Directions for this task:
Do not copy the pictures; transcribe all other material exactly.
════════════════
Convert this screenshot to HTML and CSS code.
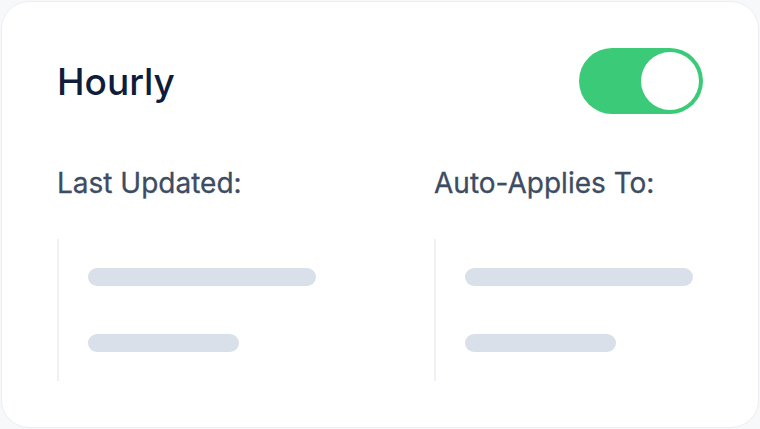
FILE: index.html
```html
<!DOCTYPE html>
<html lang="en">
<head>
  <meta charset="UTF-8">
  <title>Hourly</title>
  <link rel="stylesheet" href="styles.css">
</head>
<body>

  <div class="card">
    <div class="card-head">
      <h1>Hourly</h1>
      <div class="toggle on">
        <span class="knob"></span>
      </div>
    </div>

    <div class="cols">
      <div class="col">
        <h2>Last Updated:</h2>
        <div class="detail">
          <span class="bar long"></span>
          <span class="bar short"></span>
        </div>
      </div>
      <div class="col">
        <h2>Auto-Applies To:</h2>
        <div class="detail">
          <span class="bar long"></span>
          <span class="bar short"></span>
        </div>
      </div>
    </div>
  </div>

</body>
</html>
```

FILE: styles.css
```css
body {
  margin: 0;
  background-color: #f7f8fa;
  font-family: Inter, "Noto Sans", sans-serif;
}
.card {
  box-sizing: border-box;
  width: 758px;
  height: 427px;
  margin: 1px;
  padding: 46px 55px 0 55px;
  background: white;
  border: 1px solid #eceef2;
  border-radius: 28px;
}
.card-head {
  display: flex;
  justify-content: space-between;
  align-items: center;
  height: 66px;
}
h1 {
  margin: 0;
  font-size: 37px;
  font-weight: 500;
  color: #0d1d3b;
}
.toggle {
  box-sizing: border-box;
  width: 124px;
  height: 66px;
  padding: 4px;
  border-radius: 33px;
  background-color: #cbd5e1;
  display: flex;
}
.toggle.on {
  background-color: #3bcb78;
  justify-content: flex-end;
}
.knob {
  width: 58px;
  height: 58px;
  border-radius: 50%;
  background: white;
}
.cols {
  display: grid;
  grid-template-columns: 377px 1fr;
  margin-top: 52px;
}
h2 {
  margin: 0;
  font-size: 28px;
  line-height: 34px;
  font-weight: 400;
  color: #3d4c62;
  -webkit-text-stroke: 0.3px #3d4c62;
}
.detail {
  margin-top: 39px;
  height: 142px;
  box-sizing: border-box;
  border-left: 2px solid #eef1f5;
  padding: 29px 0 0 29px;
  display: flex;
  flex-direction: column;
  gap: 48px;
}
.bar {
  display: block;
  height: 18px;
  border-radius: 9px;
  background-color: #d9e0ea;
}
.bar.long {
  width: 228px;
}
.bar.short {
  width: 151px;
}
```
════════════════
Response:
Convert this screenshot to HTML and CSS code.
FILE: index.html
```html
<!DOCTYPE html>
<html lang="en">
<head>
  <meta charset="UTF-8">
  <title>Hourly</title>
  <link rel="stylesheet" href="styles.css">
</head>
<body>

  <div class="card">
    <div class="card-head">
      <h1>Hourly</h1>
      <div class="toggle on">
        <span class="knob"></span>
      </div>
    </div>

    <div class="cols">
      <div class="col">
        <h2>Last Updated:</h2>
        <div class="detail">
          <span class="bar long"></span>
          <span class="bar short"></span>
        </div>
      </div>
      <div class="col">
        <h2>Auto-Applies To:</h2>
        <div class="detail">
          <span class="bar long"></span>
          <span class="bar short"></span>
        </div>
      </div>
    </div>
  </div>

</body>
</html>
```

FILE: styles.css
```css
body {
  margin: 0;
  background-color: #f7f8fa;
  font-family: Inter, "Noto Sans", sans-serif;
}
.card {
  box-sizing: border-box;
  width: 758px;
  height: 427px;
  margin: 1px;
  padding: 46px 55px 0 55px;
  background: white;
  border: 1px solid #eceef2;
  border-radius: 28px;
}
.card-head {
  display: flex;
  justify-content: space-between;
  align-items: center;
  height: 66px;
}
h1 {
  margin: 0;
  font-size: 37px;
  font-weight: 500;
  color: #0d1d3b;
}
.toggle {
  box-sizing: border-box;
  width: 124px;
  height: 66px;
  padding: 4px;
  border-radius: 33px;
  background-color: #cbd5e1;
  display: flex;
}
.toggle.on {
  background-color: #3bcb78;
  justify-content: flex-end;
}
.knob {
  width: 58px;
  height: 58px;
  border-radius: 50%;
  background: white;
}
.cols {
  display: grid;
  grid-template-columns: 377px 1fr;
  margin-top: 52px;
}
h2 {
  margin: 0;
  font-size: 28px;
  line-height: 34px;
  font-weight: 400;
  color: #3d4c62;
  -webkit-text-stroke: 0.3px #3d4c62;
}
.detail {
  margin-top: 39px;
  height: 142px;
  box-sizing: border-box;
  border-left: 2px solid #eef1f5;
  padding: 29px 0 0 29px;
  display: flex;
  flex-direction: column;
  gap: 48px;
}
.bar {
  display: block;
  height: 18px;
  border-radius: 9px;
  background-color: #d9e0ea;
}
.bar.long {
  width: 228px;
}
.bar.short {
  width: 151px;
}
```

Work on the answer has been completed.